Um dos muito temas em discussão política é a chamada “crise” da habitação. As aspas são para evidenciar que não estamos perante uma crise mas sim em presença de uma doença prolongada que não tem sido tratada

Meu caro Zé,
Um dos muito temas em discussão política é a chamada “crise” da habitação. As aspas são para evidenciar que não estamos perante uma crise mas sim em presença de uma doença prolongada que não tem sido tratada. Crise, segundo o “Grande Dicionário da Língua Portuguesa” da Sociedade Portuguesa de Autores, é “uma alteração para o melhor ou para o pior sobrevinda no curso de uma doença” e, no caso de ser, como é usualmente, para o “pior”, “conjuntura perigosa, situação  anormal e grave”.

Sem embargo de reconhecer que a pandemia, a guerra na Ucrânia, os “vistos gold”, a imigração, podem configurar alguns sinais de crise, a realidade é que o problema da habitação é estrutural e não tem sido tratado com o peso que um direito fundamental, tal como a saúde, exige. Assim, a conjuntura, dado que não houve nenhum desastre natural devastador que alterasse o stock habitacional, o que fez foi evidenciar a falta de tratamento da doença, ou seja, a manifesta ausência de qualquer política consistente.

Mas agora é que vai!
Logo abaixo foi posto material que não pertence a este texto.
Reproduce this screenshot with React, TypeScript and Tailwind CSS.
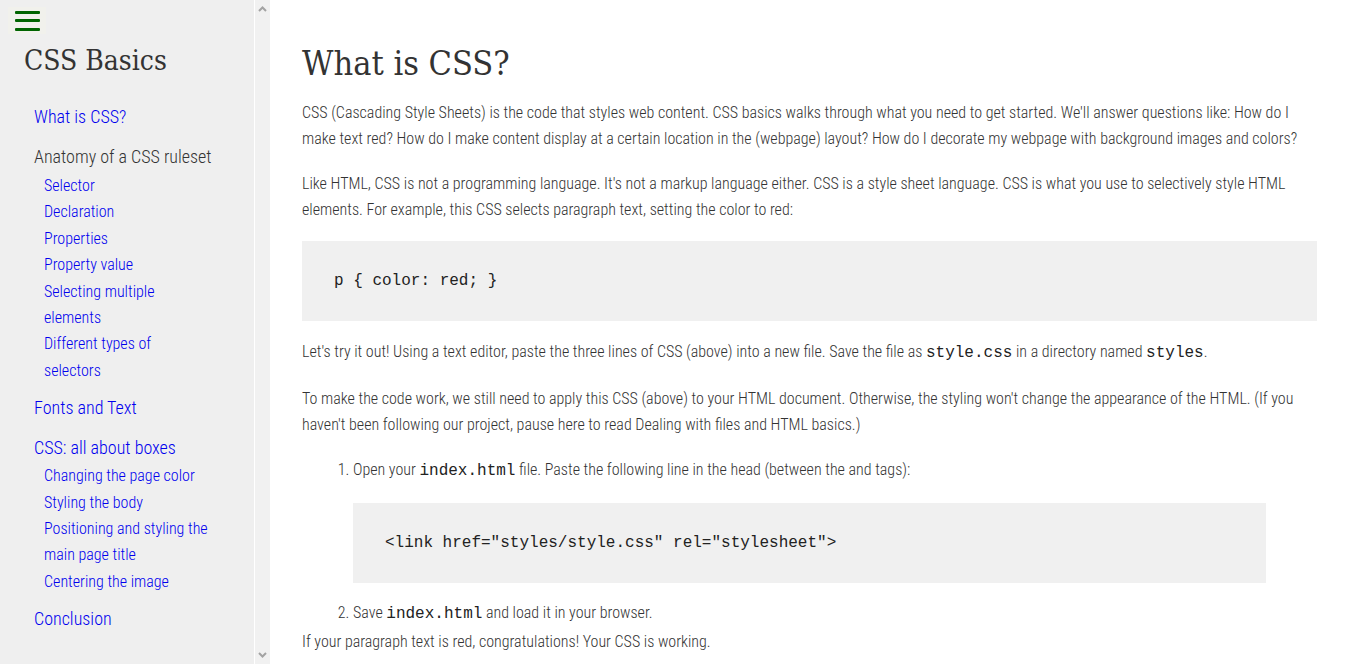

Assim diz o Governo que até lançou uma consulta pública para, alegadamente, ouvir a sociedade sobre o tema.

Olha Zé, não pude deixar de recordar a consulta pública sobre o PRR e o que nessa altura te escrevi: “Chama-se a isto “democracia participativa”. O “arremedo” foi uma “consulta pública vertiginosa, de que ninguém sabe os resultados porque era só, não para “inglês ver”, mas para a “União Europeia ver” (o inglês já nem está lá)”.

Só que esta nova “consulta pública” aumentou ainda a velocidade da vertigem referida para o PRR.
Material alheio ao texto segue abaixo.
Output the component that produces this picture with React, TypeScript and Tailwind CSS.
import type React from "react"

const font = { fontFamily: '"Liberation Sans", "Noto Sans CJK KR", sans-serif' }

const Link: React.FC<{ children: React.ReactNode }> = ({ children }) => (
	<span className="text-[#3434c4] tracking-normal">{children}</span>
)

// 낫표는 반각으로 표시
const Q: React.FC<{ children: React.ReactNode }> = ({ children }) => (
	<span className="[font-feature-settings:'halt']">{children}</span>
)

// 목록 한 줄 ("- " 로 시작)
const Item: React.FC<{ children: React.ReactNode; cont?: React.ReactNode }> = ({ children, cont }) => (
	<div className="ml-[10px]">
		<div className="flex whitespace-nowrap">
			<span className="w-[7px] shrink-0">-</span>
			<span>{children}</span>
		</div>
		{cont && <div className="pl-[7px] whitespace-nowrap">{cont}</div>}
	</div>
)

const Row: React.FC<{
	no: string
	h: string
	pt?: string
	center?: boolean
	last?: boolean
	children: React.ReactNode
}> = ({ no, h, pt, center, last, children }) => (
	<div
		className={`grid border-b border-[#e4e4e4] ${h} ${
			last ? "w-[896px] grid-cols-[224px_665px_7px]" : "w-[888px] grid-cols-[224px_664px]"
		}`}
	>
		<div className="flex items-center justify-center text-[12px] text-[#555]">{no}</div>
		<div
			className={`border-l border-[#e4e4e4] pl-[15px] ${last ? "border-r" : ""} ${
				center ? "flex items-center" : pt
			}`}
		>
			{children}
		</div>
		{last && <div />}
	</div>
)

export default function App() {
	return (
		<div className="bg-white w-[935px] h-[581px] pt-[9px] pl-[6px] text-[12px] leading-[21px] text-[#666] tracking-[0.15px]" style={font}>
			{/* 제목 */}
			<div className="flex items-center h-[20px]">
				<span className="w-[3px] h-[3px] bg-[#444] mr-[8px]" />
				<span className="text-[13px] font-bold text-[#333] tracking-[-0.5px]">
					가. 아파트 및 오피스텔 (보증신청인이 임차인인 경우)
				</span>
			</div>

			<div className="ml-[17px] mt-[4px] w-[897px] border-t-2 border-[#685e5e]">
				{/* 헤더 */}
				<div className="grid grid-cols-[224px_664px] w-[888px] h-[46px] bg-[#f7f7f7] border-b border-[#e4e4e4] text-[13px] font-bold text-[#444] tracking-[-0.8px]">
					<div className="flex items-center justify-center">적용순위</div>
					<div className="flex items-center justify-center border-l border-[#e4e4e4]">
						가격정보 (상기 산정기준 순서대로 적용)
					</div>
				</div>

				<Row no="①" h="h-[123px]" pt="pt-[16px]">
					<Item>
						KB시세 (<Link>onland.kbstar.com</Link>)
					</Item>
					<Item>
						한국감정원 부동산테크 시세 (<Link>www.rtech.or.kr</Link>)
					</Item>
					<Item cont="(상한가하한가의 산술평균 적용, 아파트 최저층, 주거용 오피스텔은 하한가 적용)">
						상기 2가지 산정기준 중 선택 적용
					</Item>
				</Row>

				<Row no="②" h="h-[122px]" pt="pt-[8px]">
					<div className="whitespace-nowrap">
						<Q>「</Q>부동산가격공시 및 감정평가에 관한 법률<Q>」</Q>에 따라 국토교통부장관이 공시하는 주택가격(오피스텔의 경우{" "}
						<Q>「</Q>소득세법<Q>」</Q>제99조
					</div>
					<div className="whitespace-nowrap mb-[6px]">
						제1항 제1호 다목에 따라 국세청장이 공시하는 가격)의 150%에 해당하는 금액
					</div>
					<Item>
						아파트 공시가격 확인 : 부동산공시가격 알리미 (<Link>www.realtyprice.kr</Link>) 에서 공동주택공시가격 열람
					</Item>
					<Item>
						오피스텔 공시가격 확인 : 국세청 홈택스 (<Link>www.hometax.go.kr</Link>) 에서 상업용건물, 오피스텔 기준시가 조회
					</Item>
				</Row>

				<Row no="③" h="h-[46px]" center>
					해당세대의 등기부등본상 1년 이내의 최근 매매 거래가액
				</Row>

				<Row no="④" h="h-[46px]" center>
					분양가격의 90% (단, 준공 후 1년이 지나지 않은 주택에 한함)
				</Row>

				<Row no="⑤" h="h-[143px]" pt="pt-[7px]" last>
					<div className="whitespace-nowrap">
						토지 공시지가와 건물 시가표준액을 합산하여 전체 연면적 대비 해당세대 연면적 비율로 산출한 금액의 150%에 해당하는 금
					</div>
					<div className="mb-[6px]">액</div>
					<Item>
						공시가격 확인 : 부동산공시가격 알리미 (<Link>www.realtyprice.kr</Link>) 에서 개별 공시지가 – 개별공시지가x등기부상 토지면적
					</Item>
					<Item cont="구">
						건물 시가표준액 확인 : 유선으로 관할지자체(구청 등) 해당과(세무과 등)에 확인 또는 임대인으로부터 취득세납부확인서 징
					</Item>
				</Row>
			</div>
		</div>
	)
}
O prazo efetivo de resposta a esta “consulta pública” são 7 dias (!).

Embora, como cidadão, pensasse em responder, depressa desisti, pois percebi que não havia um mínimo de condições para qualquer contribuição séria e fundamentada.

Além disso, e não é uma questão menor, sabia que tal como me aconteceu no PRR, a que respondi e previ o que iria, infelizmente, suceder, não haveria qualquer resposta ou reação às opiniões que aí sejam expressas.

Ora uma consulta pública (sem aspas) é particularmente relevante num governo de maioria absoluta, com uma bancada parlamentar do partido da maioria, completamente subserviente aos ditames do Governo.

Para isso seriam precisas duas condições: uma proposta de consulta bem elaborada, incluindo um adequado tempo para resposta. A segunda, a apresentação à sociedade de um relatório com os resultado dessa consulta.

Ainda estou à espera desse relatório relativo ao PRR!!!

Claro que não virá, porque a lógica destas “consultas” é um “Pronto! Já te ouvi!”. E tudo segue na mesma.